> _GIVEN DATA_:

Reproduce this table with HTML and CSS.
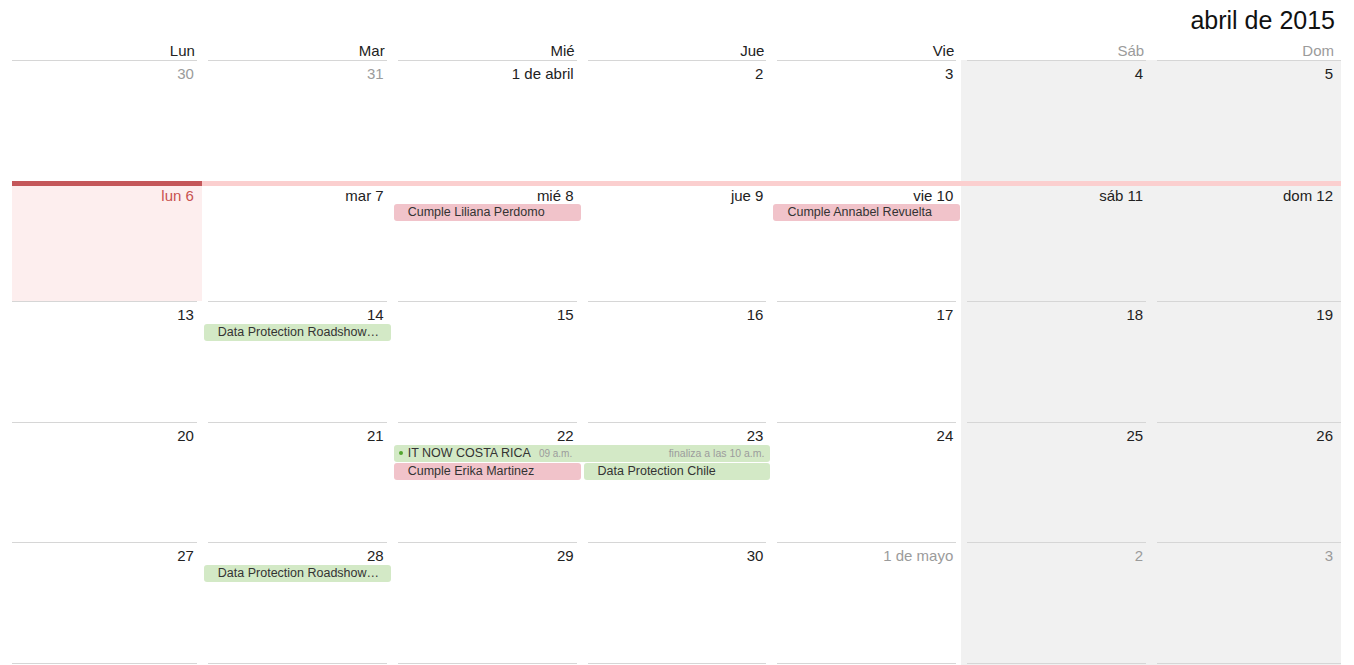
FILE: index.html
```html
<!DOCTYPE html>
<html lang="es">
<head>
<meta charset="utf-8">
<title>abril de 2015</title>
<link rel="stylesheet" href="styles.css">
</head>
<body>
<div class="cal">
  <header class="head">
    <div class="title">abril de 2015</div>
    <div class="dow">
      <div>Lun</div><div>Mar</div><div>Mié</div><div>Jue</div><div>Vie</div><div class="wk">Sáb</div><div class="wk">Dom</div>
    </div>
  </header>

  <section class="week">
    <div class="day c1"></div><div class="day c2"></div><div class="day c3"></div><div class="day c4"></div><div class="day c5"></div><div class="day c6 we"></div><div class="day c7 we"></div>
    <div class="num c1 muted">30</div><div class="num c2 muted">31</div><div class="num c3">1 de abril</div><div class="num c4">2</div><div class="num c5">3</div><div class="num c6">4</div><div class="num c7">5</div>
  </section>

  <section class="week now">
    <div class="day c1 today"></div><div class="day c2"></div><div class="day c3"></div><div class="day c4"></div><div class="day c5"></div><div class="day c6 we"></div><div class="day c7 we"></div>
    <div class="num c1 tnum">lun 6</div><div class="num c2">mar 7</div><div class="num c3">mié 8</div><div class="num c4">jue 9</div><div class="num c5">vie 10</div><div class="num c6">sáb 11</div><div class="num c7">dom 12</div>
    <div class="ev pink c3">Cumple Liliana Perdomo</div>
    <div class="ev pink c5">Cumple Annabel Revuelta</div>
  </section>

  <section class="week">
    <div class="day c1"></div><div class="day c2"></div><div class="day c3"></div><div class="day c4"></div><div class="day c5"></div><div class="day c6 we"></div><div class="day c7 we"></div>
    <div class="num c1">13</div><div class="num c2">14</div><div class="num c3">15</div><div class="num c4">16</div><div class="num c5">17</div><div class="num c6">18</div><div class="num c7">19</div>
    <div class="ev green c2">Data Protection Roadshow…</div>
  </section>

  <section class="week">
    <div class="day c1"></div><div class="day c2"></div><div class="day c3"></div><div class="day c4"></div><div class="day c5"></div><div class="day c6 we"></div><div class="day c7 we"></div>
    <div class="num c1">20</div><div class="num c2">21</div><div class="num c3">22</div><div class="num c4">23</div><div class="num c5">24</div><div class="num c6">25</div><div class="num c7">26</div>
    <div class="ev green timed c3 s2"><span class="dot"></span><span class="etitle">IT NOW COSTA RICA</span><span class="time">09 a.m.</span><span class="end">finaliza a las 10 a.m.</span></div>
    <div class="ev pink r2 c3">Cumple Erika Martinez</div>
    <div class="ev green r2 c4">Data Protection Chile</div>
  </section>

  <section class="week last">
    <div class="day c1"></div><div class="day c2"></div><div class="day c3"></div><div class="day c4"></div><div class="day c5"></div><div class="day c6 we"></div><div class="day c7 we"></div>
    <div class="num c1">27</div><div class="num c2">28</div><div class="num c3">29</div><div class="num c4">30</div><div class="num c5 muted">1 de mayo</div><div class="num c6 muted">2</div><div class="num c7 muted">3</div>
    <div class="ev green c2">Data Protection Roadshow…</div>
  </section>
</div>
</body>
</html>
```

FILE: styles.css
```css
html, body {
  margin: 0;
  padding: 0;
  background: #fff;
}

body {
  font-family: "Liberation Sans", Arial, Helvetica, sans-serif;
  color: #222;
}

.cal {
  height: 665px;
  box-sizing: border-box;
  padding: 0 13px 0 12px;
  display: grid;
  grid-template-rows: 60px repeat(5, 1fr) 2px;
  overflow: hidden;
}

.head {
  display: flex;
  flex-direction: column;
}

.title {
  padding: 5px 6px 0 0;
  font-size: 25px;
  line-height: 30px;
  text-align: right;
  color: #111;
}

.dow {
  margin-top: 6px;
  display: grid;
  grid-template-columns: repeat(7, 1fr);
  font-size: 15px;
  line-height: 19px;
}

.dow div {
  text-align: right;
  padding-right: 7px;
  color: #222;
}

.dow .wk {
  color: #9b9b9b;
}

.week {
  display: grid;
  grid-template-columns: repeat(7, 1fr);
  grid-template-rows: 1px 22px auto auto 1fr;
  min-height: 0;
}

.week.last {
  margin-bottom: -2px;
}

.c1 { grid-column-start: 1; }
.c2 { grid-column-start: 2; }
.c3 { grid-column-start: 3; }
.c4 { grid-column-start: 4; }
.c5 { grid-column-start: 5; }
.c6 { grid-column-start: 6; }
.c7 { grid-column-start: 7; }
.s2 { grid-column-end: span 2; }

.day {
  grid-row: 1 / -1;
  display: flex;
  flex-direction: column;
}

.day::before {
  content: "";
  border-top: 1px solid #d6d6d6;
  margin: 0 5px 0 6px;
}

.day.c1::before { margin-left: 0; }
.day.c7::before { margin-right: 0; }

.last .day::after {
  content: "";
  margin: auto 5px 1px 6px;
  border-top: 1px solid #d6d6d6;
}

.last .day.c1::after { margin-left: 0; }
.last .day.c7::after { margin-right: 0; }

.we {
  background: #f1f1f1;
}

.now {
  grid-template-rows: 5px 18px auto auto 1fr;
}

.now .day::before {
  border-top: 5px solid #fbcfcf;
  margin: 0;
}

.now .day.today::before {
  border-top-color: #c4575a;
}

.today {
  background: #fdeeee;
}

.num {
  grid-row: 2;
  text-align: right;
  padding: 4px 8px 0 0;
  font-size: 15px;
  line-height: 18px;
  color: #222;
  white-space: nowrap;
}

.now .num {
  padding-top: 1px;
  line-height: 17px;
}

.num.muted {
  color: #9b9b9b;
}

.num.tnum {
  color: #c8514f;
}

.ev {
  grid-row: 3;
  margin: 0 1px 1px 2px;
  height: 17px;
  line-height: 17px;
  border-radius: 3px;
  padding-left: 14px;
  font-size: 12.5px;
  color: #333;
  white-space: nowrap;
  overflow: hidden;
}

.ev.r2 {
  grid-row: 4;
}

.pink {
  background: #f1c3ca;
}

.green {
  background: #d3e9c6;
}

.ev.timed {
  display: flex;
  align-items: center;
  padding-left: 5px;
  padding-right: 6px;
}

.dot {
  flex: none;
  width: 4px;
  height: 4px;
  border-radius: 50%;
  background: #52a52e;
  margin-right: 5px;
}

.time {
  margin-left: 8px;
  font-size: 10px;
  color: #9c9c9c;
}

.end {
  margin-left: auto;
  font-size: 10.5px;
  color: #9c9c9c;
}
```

> _THE REQUEST_: Reproduce the data word for word, excluding its pictures.

> _ANSWER TO THIS PROBLEM_:
Reproduce this table with HTML and CSS.
FILE: index.html
```html
<!DOCTYPE html>
<html lang="es">
<head>
<meta charset="utf-8">
<title>abril de 2015</title>
<link rel="stylesheet" href="styles.css">
</head>
<body>
<div class="cal">
  <header class="head">
    <div class="title">abril de 2015</div>
    <div class="dow">
      <div>Lun</div><div>Mar</div><div>Mié</div><div>Jue</div><div>Vie</div><div class="wk">Sáb</div><div class="wk">Dom</div>
    </div>
  </header>

  <section class="week">
    <div class="day c1"></div><div class="day c2"></div><div class="day c3"></div><div class="day c4"></div><div class="day c5"></div><div class="day c6 we"></div><div class="day c7 we"></div>
    <div class="num c1 muted">30</div><div class="num c2 muted">31</div><div class="num c3">1 de abril</div><div class="num c4">2</div><div class="num c5">3</div><div class="num c6">4</div><div class="num c7">5</div>
  </section>

  <section class="week now">
    <div class="day c1 today"></div><div class="day c2"></div><div class="day c3"></div><div class="day c4"></div><div class="day c5"></div><div class="day c6 we"></div><div class="day c7 we"></div>
    <div class="num c1 tnum">lun 6</div><div class="num c2">mar 7</div><div class="num c3">mié 8</div><div class="num c4">jue 9</div><div class="num c5">vie 10</div><div class="num c6">sáb 11</div><div class="num c7">dom 12</div>
    <div class="ev pink c3">Cumple Liliana Perdomo</div>
    <div class="ev pink c5">Cumple Annabel Revuelta</div>
  </section>

  <section class="week">
    <div class="day c1"></div><div class="day c2"></div><div class="day c3"></div><div class="day c4"></div><div class="day c5"></div><div class="day c6 we"></div><div class="day c7 we"></div>
    <div class="num c1">13</div><div class="num c2">14</div><div class="num c3">15</div><div class="num c4">16</div><div class="num c5">17</div><div class="num c6">18</div><div class="num c7">19</div>
    <div class="ev green c2">Data Protection Roadshow…</div>
  </section>

  <section class="week">
    <div class="day c1"></div><div class="day c2"></div><div class="day c3"></div><div class="day c4"></div><div class="day c5"></div><div class="day c6 we"></div><div class="day c7 we"></div>
    <div class="num c1">20</div><div class="num c2">21</div><div class="num c3">22</div><div class="num c4">23</div><div class="num c5">24</div><div class="num c6">25</div><div class="num c7">26</div>
    <div class="ev green timed c3 s2"><span class="dot"></span><span class="etitle">IT NOW COSTA RICA</span><span class="time">09 a.m.</span><span class="end">finaliza a las 10 a.m.</span></div>
    <div class="ev pink r2 c3">Cumple Erika Martinez</div>
    <div class="ev green r2 c4">Data Protection Chile</div>
  </section>

  <section class="week last">
    <div class="day c1"></div><div class="day c2"></div><div class="day c3"></div><div class="day c4"></div><div class="day c5"></div><div class="day c6 we"></div><div class="day c7 we"></div>
    <div class="num c1">27</div><div class="num c2">28</div><div class="num c3">29</div><div class="num c4">30</div><div class="num c5 muted">1 de mayo</div><div class="num c6 muted">2</div><div class="num c7 muted">3</div>
    <div class="ev green c2">Data Protection Roadshow…</div>
  </section>
</div>
</body>
</html>
```

FILE: styles.css
```css
html, body {
  margin: 0;
  padding: 0;
  background: #fff;
}

body {
  font-family: "Liberation Sans", Arial, Helvetica, sans-serif;
  color: #222;
}

.cal {
  height: 665px;
  box-sizing: border-box;
  padding: 0 13px 0 12px;
  display: grid;
  grid-template-rows: 60px repeat(5, 1fr) 2px;
  overflow: hidden;
}

.head {
  display: flex;
  flex-direction: column;
}

.title {
  padding: 5px 6px 0 0;
  font-size: 25px;
  line-height: 30px;
  text-align: right;
  color: #111;
}

.dow {
  margin-top: 6px;
  display: grid;
  grid-template-columns: repeat(7, 1fr);
  font-size: 15px;
  line-height: 19px;
}

.dow div {
  text-align: right;
  padding-right: 7px;
  color: #222;
}

.dow .wk {
  color: #9b9b9b;
}

.week {
  display: grid;
  grid-template-columns: repeat(7, 1fr);
  grid-template-rows: 1px 22px auto auto 1fr;
  min-height: 0;
}

.week.last {
  margin-bottom: -2px;
}

.c1 { grid-column-start: 1; }
.c2 { grid-column-start: 2; }
.c3 { grid-column-start: 3; }
.c4 { grid-column-start: 4; }
.c5 { grid-column-start: 5; }
.c6 { grid-column-start: 6; }
.c7 { grid-column-start: 7; }
.s2 { grid-column-end: span 2; }

.day {
  grid-row: 1 / -1;
  display: flex;
  flex-direction: column;
}

.day::before {
  content: "";
  border-top: 1px solid #d6d6d6;
  margin: 0 5px 0 6px;
}

.day.c1::before { margin-left: 0; }
.day.c7::before { margin-right: 0; }

.last .day::after {
  content: "";
  margin: auto 5px 1px 6px;
  border-top: 1px solid #d6d6d6;
}

.last .day.c1::after { margin-left: 0; }
.last .day.c7::after { margin-right: 0; }

.we {
  background: #f1f1f1;
}

.now {
  grid-template-rows: 5px 18px auto auto 1fr;
}

.now .day::before {
  border-top: 5px solid #fbcfcf;
  margin: 0;
}

.now .day.today::before {
  border-top-color: #c4575a;
}

.today {
  background: #fdeeee;
}

.num {
  grid-row: 2;
  text-align: right;
  padding: 4px 8px 0 0;
  font-size: 15px;
  line-height: 18px;
  color: #222;
  white-space: nowrap;
}

.now .num {
  padding-top: 1px;
  line-height: 17px;
}

.num.muted {
  color: #9b9b9b;
}

.num.tnum {
  color: #c8514f;
}

.ev {
  grid-row: 3;
  margin: 0 1px 1px 2px;
  height: 17px;
  line-height: 17px;
  border-radius: 3px;
  padding-left: 14px;
  font-size: 12.5px;
  color: #333;
  white-space: nowrap;
  overflow: hidden;
}

.ev.r2 {
  grid-row: 4;
}

.pink {
  background: #f1c3ca;
}

.green {
  background: #d3e9c6;
}

.ev.timed {
  display: flex;
  align-items: center;
  padding-left: 5px;
  padding-right: 6px;
}

.dot {
  flex: none;
  width: 4px;
  height: 4px;
  border-radius: 50%;
  background: #52a52e;
  margin-right: 5px;
}

.time {
  margin-left: 8px;
  font-size: 10px;
  color: #9c9c9c;
}

.end {
  margin-left: auto;
  font-size: 10.5px;
  color: #9c9c9c;
}
```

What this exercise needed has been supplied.